The present invention relates to audio signal processing, and, in particular, to an apparatus and method for harmonic-percussive-residual sound separation using the structure tensor on spectrograms.
Being able to separate a sound into its harmonic and percussive component is an effective preprocessing step for many applications.
While “Harmonic-Percussive(-Residual) Separation” is a common term, it is misleading as it implies a harmonic structure with sinusoidals having a frequency of an integer multiple of the fundamental frequency. Even though the correct term should be “Tonal-Percussive-(Residual) Separation”, the term and “harmonic” instead of “tonal” Is used in the following for easier understanding.
Using the separated percussive component of a music recording for example can lead to a quality improvement for beat tracking (see [1]), rhythm analysis and transcription of rhythm instruments. The separated harmonic component is suitable for the transcription of pitched instruments and chord detection (see [3]). Furthermore, harmonic-percussive separation can be used for remixing purposes like changing the level ratio between both signal components (see [4]), which leads to an either “smoother” or “punchier” overall sound perception.

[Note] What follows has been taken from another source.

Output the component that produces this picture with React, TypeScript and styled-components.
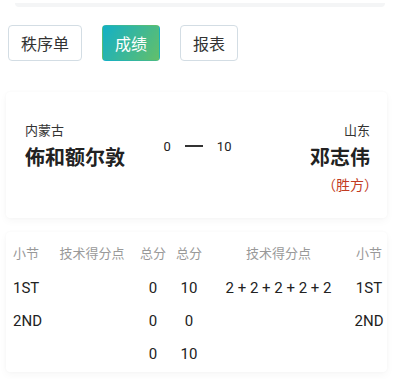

Some methods for harmonic-percussive sound separation rely on the assumption that harmonic sounds have a horizontal structure in the magnitude spectrogram of the input signal (in time direction), while percussive sounds appear as vertical structures (in frequency direction). Ono et al. presented a method that first creates harmonically/percussively enhanced spectrograms by diffusion in time/frequency direction (see [5]). By comparing these enhanced representations afterwards, a decision if a sound is either harmonic or percussive could be derived.
A similar method was published by Fitzgerald, where the enhanced spectrograms were calculated by using median filtering in perpendicular directions instead of diffusion (see [6]), which led to similar results while reducing the computational complexity.
Inspired by the sines+transients+noise (S+T+N) signal model (see [7], [8], [9]), a framework that aims to describe the respective signal components by means of a small set of parameters. Fitzgerald's method was then extended to harmonic-percussive-residual (HPR) separation in [10]. As audio signals often consist of sounds that are neither clearly harmonic nor percussive, this procedure captures these sounds in a third, residual component. While some of these residual signals clearly have an isotropic, neither horizontal nor vertical, structure (as for example noise), there exist sounds that do not have a clear horizontal structure but nevertheless carry tonal information and may be perceived as harmonic part of a sound. An example are frequency modulated tones like they can occur in recordings of violin playing or vocals, where they are said to have “vibrato”. Due to the strategy of recognizing either horizontal or vertical structures, the aforementioned methods are not always able to capture such sounds in their harmonic component.
A harmonic-percussive separation procedure based on non-negative matrix factorization that is capable of capturing harmonic sounds with non-horizontal spectral structures in the harmonic component was proposed in [11]. However it did not include a third residual component.
Summarizing the above, recent methods rely on the observation that in a spectrogram representation, harmonic sounds lead to horizontal structures and percussive sounds lead to vertical structures. Furthermore, these methods associate structures that are neither horizontal nor vertical (i.e., non-harmonic, non-percussive sounds) with a residual category. However, this assumption does not hold for signals like frequency modulated tones that show fluctuating spectral structures, while nevertheless carrying tonal information.
The structure tensor, a tool used in image processing (see [12], [13]), is applied there to grey scale images for edge and corner detection (see [14]) or to estimate the orientation of an object. The structure tensor has already been used for preprocessing and feature extraction in audio processing (see [15], [16]).